This proposal has been submitted for review.

Is the achievement you are proposing more than 25 years old? Yes

Is the achievement you are proposing within IEEE’s fields of interest? (e.g. “the theory and practice of electrical, electronics, communications and computer engineering, as well as computer science, the allied branches of engineering and the related arts and sciences” – from the IEEE Constitution) Yes

Did the achievement provide a meaningful benefit for humanity? Yes

Was it of at least regional importance? Yes

Has an IEEE Organizational Unit agreed to pay for the milestone plaque(s)? Yes

Has an IEEE Organizational Unit agreed to arrange the dedication ceremony? Yes

Has the IEEE Section in which the milestone is located agreed to take responsibility for the plaque after it is dedicated? Yes

Has the owner of the site agreed to have it designated as an Electrical Engineering Milestone? Yes

Year or range of years in which the achievement occurred:

1892 - 1898

Title of the proposed milestone:

Rheinfelden Hydroelectric Power Plant, 1898 - 2010

Plaque citation summarizing the achievement and its significance:

The original Rheinfelden plant was an outstanding achievement in Europe's early large-scale generation of hydroelectric power. It was important for its 17,000 horsepower (12,500 kilowatt) output, for pioneering three-phase alternating current later adopted around the world, and using 50-Hertz frequency which afterwards became standard in most countries. Gradually, Rheinfelden entered into joint operation with other stations, from which the interconnected network of continental Europe evolved.

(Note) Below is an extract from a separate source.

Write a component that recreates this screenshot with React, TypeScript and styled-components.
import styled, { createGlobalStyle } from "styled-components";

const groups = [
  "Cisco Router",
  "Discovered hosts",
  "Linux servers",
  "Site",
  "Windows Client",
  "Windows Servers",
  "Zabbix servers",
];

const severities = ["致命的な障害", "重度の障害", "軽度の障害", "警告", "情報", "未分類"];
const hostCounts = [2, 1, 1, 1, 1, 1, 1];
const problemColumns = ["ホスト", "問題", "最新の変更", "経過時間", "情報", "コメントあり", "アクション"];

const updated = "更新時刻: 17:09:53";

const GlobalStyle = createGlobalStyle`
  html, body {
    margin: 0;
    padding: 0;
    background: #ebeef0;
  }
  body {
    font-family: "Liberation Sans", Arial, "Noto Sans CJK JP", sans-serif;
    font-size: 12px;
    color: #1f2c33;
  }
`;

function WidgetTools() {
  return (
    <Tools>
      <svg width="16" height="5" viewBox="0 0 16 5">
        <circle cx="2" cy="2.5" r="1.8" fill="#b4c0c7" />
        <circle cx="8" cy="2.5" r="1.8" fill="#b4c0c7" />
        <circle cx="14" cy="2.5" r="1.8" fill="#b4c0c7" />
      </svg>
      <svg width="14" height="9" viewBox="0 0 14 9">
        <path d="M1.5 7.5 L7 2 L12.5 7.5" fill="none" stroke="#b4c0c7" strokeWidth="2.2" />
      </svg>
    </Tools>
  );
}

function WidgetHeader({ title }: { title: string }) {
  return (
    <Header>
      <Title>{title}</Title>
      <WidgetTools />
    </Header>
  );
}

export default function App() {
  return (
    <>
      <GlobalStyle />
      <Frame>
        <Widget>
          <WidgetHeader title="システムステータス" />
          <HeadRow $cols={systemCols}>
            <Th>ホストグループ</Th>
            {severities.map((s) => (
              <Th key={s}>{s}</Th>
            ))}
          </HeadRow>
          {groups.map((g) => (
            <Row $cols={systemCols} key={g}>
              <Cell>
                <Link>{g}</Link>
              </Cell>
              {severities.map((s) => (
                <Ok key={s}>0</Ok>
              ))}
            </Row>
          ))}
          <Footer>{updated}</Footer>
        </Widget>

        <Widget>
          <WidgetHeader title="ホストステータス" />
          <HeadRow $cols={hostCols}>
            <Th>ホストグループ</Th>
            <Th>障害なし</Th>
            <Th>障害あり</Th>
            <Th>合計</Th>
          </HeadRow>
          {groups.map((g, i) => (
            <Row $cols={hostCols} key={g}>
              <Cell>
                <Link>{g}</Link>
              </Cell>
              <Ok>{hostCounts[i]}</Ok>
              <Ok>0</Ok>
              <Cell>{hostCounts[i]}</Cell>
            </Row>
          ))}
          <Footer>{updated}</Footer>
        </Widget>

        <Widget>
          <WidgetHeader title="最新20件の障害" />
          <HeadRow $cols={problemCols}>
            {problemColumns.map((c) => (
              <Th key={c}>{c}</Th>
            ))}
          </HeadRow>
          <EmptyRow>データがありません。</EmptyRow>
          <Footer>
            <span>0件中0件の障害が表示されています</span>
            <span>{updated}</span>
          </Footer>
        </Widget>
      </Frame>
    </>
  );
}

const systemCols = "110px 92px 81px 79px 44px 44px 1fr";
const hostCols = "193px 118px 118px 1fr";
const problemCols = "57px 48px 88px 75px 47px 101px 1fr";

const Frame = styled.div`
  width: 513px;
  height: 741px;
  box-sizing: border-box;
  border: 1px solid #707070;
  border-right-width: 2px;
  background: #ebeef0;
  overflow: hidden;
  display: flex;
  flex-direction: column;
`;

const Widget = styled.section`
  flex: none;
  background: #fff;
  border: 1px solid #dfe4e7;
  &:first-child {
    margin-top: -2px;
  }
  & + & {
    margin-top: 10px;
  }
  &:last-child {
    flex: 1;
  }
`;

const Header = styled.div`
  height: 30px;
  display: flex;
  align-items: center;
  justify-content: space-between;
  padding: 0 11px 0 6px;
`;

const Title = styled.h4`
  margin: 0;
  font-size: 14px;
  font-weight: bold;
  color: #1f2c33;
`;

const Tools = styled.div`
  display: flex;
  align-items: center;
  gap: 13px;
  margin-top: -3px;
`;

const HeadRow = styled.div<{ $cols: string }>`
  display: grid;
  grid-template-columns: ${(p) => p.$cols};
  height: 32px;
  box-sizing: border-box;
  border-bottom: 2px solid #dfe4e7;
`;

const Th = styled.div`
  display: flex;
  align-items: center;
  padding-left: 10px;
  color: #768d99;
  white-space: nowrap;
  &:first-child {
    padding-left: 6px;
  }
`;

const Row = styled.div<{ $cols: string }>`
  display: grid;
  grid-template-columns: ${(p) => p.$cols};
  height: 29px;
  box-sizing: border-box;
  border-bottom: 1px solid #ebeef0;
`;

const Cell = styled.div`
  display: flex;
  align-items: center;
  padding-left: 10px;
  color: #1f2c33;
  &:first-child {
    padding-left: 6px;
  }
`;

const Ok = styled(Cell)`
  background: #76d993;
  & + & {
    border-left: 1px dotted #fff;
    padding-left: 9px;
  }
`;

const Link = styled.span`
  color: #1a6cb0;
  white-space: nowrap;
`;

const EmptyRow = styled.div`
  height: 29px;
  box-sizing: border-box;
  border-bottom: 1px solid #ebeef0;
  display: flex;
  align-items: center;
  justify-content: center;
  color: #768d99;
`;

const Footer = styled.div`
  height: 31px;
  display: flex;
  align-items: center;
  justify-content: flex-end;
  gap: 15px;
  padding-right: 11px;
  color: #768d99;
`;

German text: Will be submitted as soon as the final English wording is determined.

In what IEEE section(s) does it reside?

IEEE Germany Section, IEEE PES Germany Chapter

IEEE Organizational Unit(s) which have agreed to sponsor the Milestone:

IEEE Organizational Unit(s) paying for milestone plaque(s):

Unit: IEEE German Section
Senior Officer Name: Senior officer name masked to public

IEEE Organizational Unit(s) arranging the dedication ceremony:

Unit: IEEE PES Germany
Senior Officer Name: Senior officer name masked to public

IEEE section(s) monitoring the plaque(s):

IEEE Section: IEEE Germany
IEEE Section Chair name: Section chair name masked to public

Milestone proposer(s):

Proposer name: Proposer's name masked to public
Proposer email: Proposer's email masked to public

Proposer name: Proposer's name masked to public
Proposer email: Proposer's email masked to public

Please note: your email address and contact information will be masked on the website for privacy reasons. Only IEEE History Center Staff will be able to view the email address.

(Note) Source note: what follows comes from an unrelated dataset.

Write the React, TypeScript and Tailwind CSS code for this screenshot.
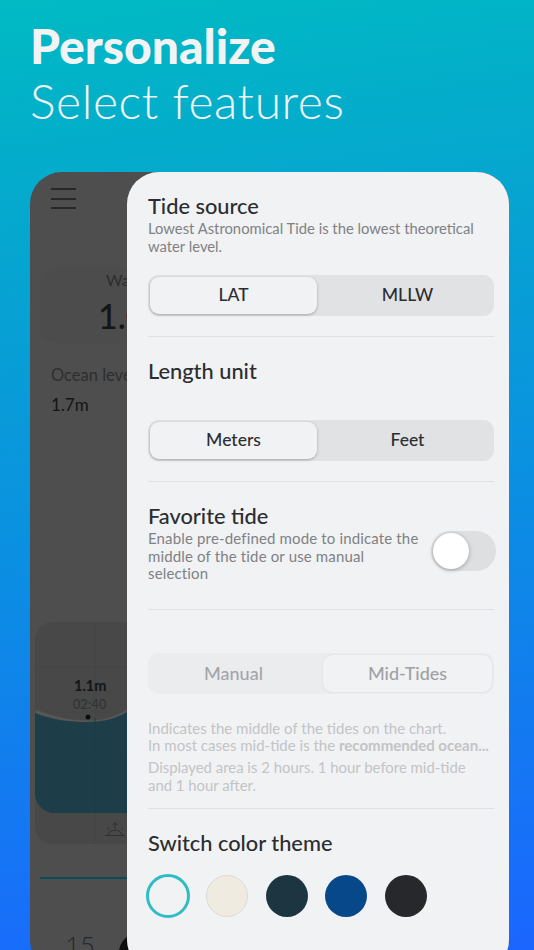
import React from "react";

function Segment({ left, right, active, dim }: { left: string; right: string; active: "left" | "right"; dim?: boolean }) {
  const on = dim
    ? "bg-[#f1f2f4] shadow-[0_0_2px_rgba(0,0,0,0.1)] text-[#9fa1a4] rounded-[9px]"
    : "bg-[#f1f2f4] shadow-[0_1px_3px_rgba(0,0,0,0.28)] text-[#2b2d30] rounded-[9px]";
  const off = dim ? "text-[#a3a5a8]" : "text-[#2b2d30]";
  return (
    <div className={`flex h-[41px] w-[346px] rounded-[11px] p-[2px] font-medium ${dim ? "bg-[#ebecee] text-[18px]" : "bg-[#e1e2e4] text-[17.500px]"}`}>
      <div className={`flex w-[167px] items-center justify-center ${active === "left" ? on : off}`}>{left}</div>
      <div className={`ml-[6px] flex flex-1 items-center justify-center ${active === "right" ? on : off}`}>{right}</div>
    </div>
  );
}

function Divider() {
  return <div className="h-[1px] w-[346px] bg-[#e0e1e3]" />;
}

export default function App() {
  return (
    <div className="h-[950px] w-[534px] overflow-hidden bg-[linear-gradient(172deg,#00bac3_0%,#05a9cd_20%,#0b8fe2_55%,#1b66ff_100%)] font-['Lato',sans-serif]">
      <div className="h-[172px] pl-[30px] pt-[19px] text-[#f2f3f5]">
        <div className="text-[48px] font-black leading-[54px]">Personalize</div>
        <div className="text-[48px] font-light leading-[56px] tracking-[0.6px]">Select features</div>
      </div>

      <div className="relative ml-[30px] h-[800px] w-[479px] rounded-[32px] bg-[#4d4e4d]">
        <div className="pl-[21px] pt-[16px]">
          <div className="flex w-[25px] flex-col gap-[7.5px]">
            <div className="h-[2px] bg-[#26282b]" />
            <div className="h-[2px] bg-[#26282b]" />
            <div className="h-[2px] bg-[#26282b]" />
          </div>
        </div>

        <div className="ml-[10px] mt-[58px] h-[76px] w-[180px] rounded-[16px] bg-[#4b4c4b] pl-[66px] pt-[3px]">
          <div className="whitespace-nowrap text-[16px] leading-[20px] text-[#2c2e30]">Water</div>
          <div className="-ml-[8px] mt-[8px] whitespace-nowrap text-[34px] font-medium leading-[36px] text-[#131517]">1.03m</div>
        </div>

        <div className="whitespace-nowrap pl-[21px] pt-[22px] text-[16.500px] leading-[20px] text-[#2c2e30]">Ocean level</div>
        <div className="pl-[21px] pt-[10px] text-[17px] leading-[20px] text-[#131517]">1.7m</div>

        <div className="relative ml-[5px] mt-[207px] h-[222px] w-[180px] overflow-hidden rounded-[18px] bg-[#474847]">
          <svg className="absolute left-0 top-0" width="180" height="222" viewBox="0 0 180 222" fill="none">
            <path d="M60 0V222M0 45H180M0 90H180M0 135H180" stroke="#454645" strokeWidth="1" />
            <path d="M0 90C18 97 35 101 52 101C70 101 82 97 92 90" stroke="#555655" strokeWidth="5" />
            <path d="M0 91C18 98 35 100 52 100C70 100 82 96 92 90V191H20C9 191 0 182 0 171Z" fill="#1d3d48" />
            <path d="M0 135H92M60 96V191" stroke="#1c3c47" strokeWidth="1" />
            <circle cx="53" cy="95" r="2.500" fill="#0c0d0e" />
            <path d="M70 213.500H90M73 213a7.500 7.500 0 0 1 14 0M80 207V201M77.500 203L80 200.500L82.500 203M72 206L74 207.500M88 206L86 207.500" stroke="#2c2e30" strokeWidth="0.9" />
          </svg>
          <div className="relative pl-[39px] pt-[55px] text-[14.500px] font-bold leading-[18px] text-[#131517]">1.1m</div>
          <div className="relative pl-[38px] pt-[1px] text-[12.500px] leading-[18px] tracking-[0.3px] text-[#2f3133]">02:40</div>
        </div>

        <div className="ml-[10px] mt-[33px] h-[2px] w-[170px] bg-[#0e4a5c]" />

        <div className="relative pl-[35px] pt-[53px] text-[26px] font-light leading-[26px] text-[#26282b]">
          15
          <div className="absolute left-[89px] top-[54px] h-[40px] w-[40px] rounded-full bg-[#0d0e10]" />
        </div>

        <div className="absolute bottom-0 left-[97px] right-0 top-0 rounded-[32px] bg-[#f1f2f4] pl-[21px] pt-[21px]">
          <div className="text-[21.800px] font-medium leading-[26px] text-[#2b2d30]">Tide source</div>
          <div className="w-[346px] text-[14.800px] leading-[18px] text-[#7f8184]">
            Lowest Astronomical Tide is the lowest theoretical water level.
          </div>
          <div className="pb-[20px] pt-[20px]">
            <Segment left="LAT" right="MLLW" active="left" />
          </div>
          <Divider />
          <div className="pb-[36px] pt-[21px] text-[21.800px] font-medium leading-[26px] text-[#2b2d30]">Length unit</div>
          <Segment left="Meters" right="Feet" active="left" />
          <div className="pt-[20px]">
            <Divider />
          </div>
          <div className="pt-[21px] text-[21.800px] font-medium leading-[26px] text-[#2b2d30]">Favorite tide</div>
          <div className="flex w-[348px] justify-between">
            <div className="w-[278px] pt-[1px] text-[15px] leading-[17.500px] tracking-[0.15px] text-[#7f8184]">
              Enable pre-defined mode to indicate the
              <br />
              middle of the tide or use manual
              <br />
              selection
            </div>
            <div className="mt-[2px] h-[40px] w-[65px] rounded-full bg-[#dedfe1] p-[2px]">
              <div className="h-[36px] w-[36px] rounded-full bg-white shadow-[0_1px_4px_rgba(0,0,0,0.3)]" />
            </div>
          </div>
          <div className="pt-[26.500px]">
            <Divider />
          </div>
          <div className="pb-[26px] pt-[43px]">
            <Segment left="Manual" right="Mid-Tides" active="right" dim />
          </div>
          <div className="w-[350px] whitespace-nowrap text-[15px] leading-[17px] text-[#c2c4c6]">
            Indicates the middle of the tides on the chart.
            <br />
            In most cases mid-tide is the <span className="font-bold">recommended ocean...</span>
          </div>
          <div className="w-[346px] pt-[4px] text-[14.900px] leading-[18px] text-[#c2c4c6]">
            Displayed area is 2 hours. 1 hour before mid-tide
            <br />
            and 1 hour after.
          </div>
          <div className="pt-[13.500px]">
            <Divider />
          </div>
          <div className="pt-[21.500px] text-[21.800px] font-medium leading-[26px] text-[#2b2d30]">Switch color theme</div>
          <div className="-ml-[2px] flex items-center gap-[18px] pt-[18px]">
            <div className="h-[44px] w-[44px] rounded-full border-[3px] border-[#2fbcc4]" />
            <div className="-ml-[2px] h-[42px] w-[42px] rounded-full border border-[#dedbd2] bg-[#f0ebe1]" />
            <div className="h-[42px] w-[42px] rounded-full bg-[#1d3540]" />
            <div className="-ml-[1px] h-[42px] w-[42px] rounded-full bg-[#07488a]" />
            <div className="h-[42px] w-[42px] rounded-full bg-[#26282c]" />
          </div>
        </div>
      </div>
    </div>
  );
}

Street address(es) and GPS coordinates of the intended milestone plaque site(s):

Kanalstrasse,D 79618 Rheinfelden (Baden), Germany UTM (WGS84) : Z-32T, E-409787, N-5268660

Describe briefly the intended site(s) of the milestone plaque(s). The intended site(s) must have a direct connection with the achievement (e.g. where developed, invented, tested, demonstrated, installed, or operated, etc.). A museum where a device or example of the technology is displayed, or the university where the inventor studied, are not, in themselves, sufficient connection for a milestone plaque.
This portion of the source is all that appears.